• _REQUIRED TASK_: Copy everything in the listing below word for word, apart from any images.

******************************

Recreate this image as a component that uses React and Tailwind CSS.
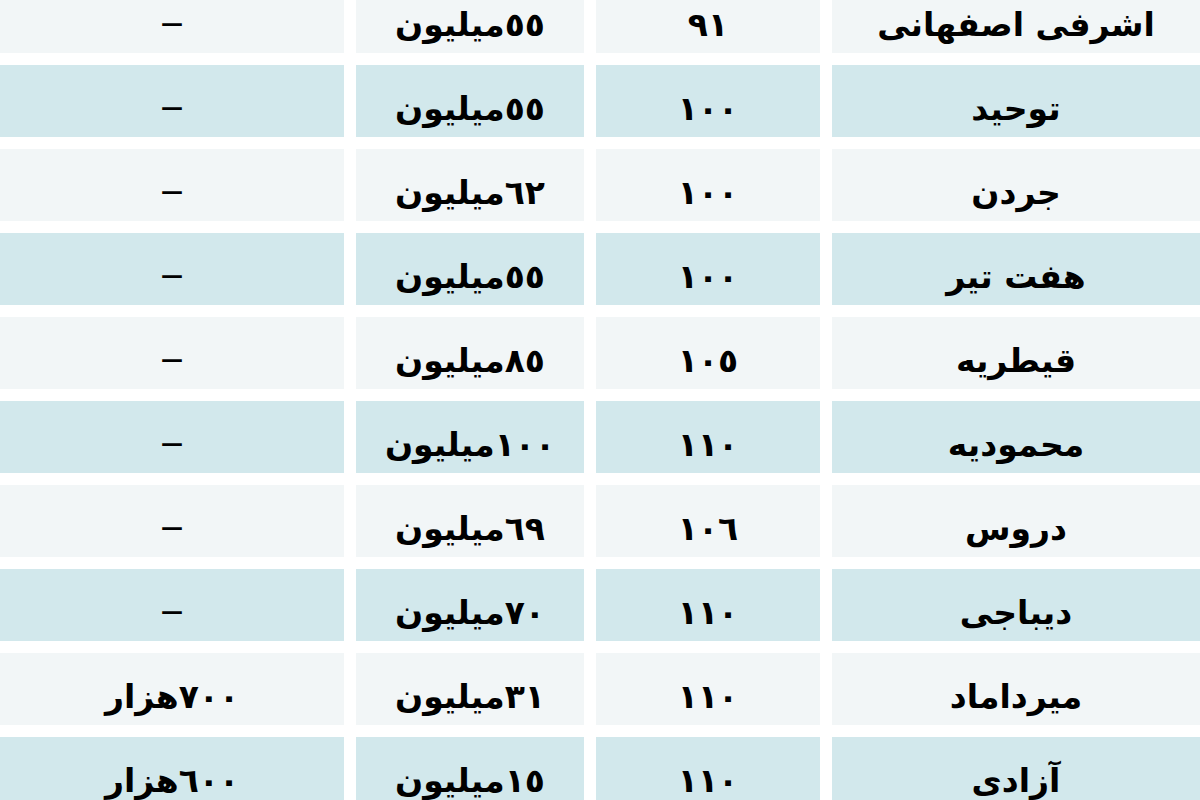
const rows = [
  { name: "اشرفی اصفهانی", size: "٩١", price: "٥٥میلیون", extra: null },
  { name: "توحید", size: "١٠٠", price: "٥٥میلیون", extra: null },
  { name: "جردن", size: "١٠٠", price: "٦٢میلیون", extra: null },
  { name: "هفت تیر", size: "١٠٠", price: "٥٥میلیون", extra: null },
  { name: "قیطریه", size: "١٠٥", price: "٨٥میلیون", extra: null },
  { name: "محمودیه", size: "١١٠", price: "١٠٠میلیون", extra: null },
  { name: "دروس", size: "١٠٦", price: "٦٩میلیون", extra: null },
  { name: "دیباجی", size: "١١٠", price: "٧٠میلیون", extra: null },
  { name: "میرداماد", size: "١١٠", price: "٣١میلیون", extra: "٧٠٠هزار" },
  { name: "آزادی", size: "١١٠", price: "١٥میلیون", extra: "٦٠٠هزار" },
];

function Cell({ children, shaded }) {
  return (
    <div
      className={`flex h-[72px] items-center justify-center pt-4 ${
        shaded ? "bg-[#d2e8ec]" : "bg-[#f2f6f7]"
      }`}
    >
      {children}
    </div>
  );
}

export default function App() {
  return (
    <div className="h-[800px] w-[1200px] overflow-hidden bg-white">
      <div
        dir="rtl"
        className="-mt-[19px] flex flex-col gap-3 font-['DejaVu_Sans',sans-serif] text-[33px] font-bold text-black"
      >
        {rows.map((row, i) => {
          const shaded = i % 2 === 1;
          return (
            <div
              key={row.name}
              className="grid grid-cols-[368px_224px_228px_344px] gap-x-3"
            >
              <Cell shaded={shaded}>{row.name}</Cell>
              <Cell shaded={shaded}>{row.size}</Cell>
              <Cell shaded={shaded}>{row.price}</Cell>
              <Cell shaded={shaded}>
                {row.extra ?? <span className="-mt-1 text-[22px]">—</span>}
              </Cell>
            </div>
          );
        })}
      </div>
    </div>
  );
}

******************************

• _REPLY TO THE EXERCISE_:
Recreate this image as a component that uses React and Tailwind CSS.
const rows = [
  { name: "اشرفی اصفهانی", size: "٩١", price: "٥٥میلیون", extra: null },
  { name: "توحید", size: "١٠٠", price: "٥٥میلیون", extra: null },
  { name: "جردن", size: "١٠٠", price: "٦٢میلیون", extra: null },
  { name: "هفت تیر", size: "١٠٠", price: "٥٥میلیون", extra: null },
  { name: "قیطریه", size: "١٠٥", price: "٨٥میلیون", extra: null },
  { name: "محمودیه", size: "١١٠", price: "١٠٠میلیون", extra: null },
  { name: "دروس", size: "١٠٦", price: "٦٩میلیون", extra: null },
  { name: "دیباجی", size: "١١٠", price: "٧٠میلیون", extra: null },
  { name: "میرداماد", size: "١١٠", price: "٣١میلیون", extra: "٧٠٠هزار" },
  { name: "آزادی", size: "١١٠", price: "١٥میلیون", extra: "٦٠٠هزار" },
];

function Cell({ children, shaded }) {
  return (
    <div
      className={`flex h-[72px] items-center justify-center pt-4 ${
        shaded ? "bg-[#d2e8ec]" : "bg-[#f2f6f7]"
      }`}
    >
      {children}
    </div>
  );
}

export default function App() {
  return (
    <div className="h-[800px] w-[1200px] overflow-hidden bg-white">
      <div
        dir="rtl"
        className="-mt-[19px] flex flex-col gap-3 font-['DejaVu_Sans',sans-serif] text-[33px] font-bold text-black"
      >
        {rows.map((row, i) => {
          const shaded = i % 2 === 1;
          return (
            <div
              key={row.name}
              className="grid grid-cols-[368px_224px_228px_344px] gap-x-3"
            >
              <Cell shaded={shaded}>{row.name}</Cell>
              <Cell shaded={shaded}>{row.size}</Cell>
              <Cell shaded={shaded}>{row.price}</Cell>
              <Cell shaded={shaded}>
                {row.extra ?? <span className="-mt-1 text-[22px]">—</span>}
              </Cell>
            </div>
          );
        })}
      </div>
    </div>
  );
}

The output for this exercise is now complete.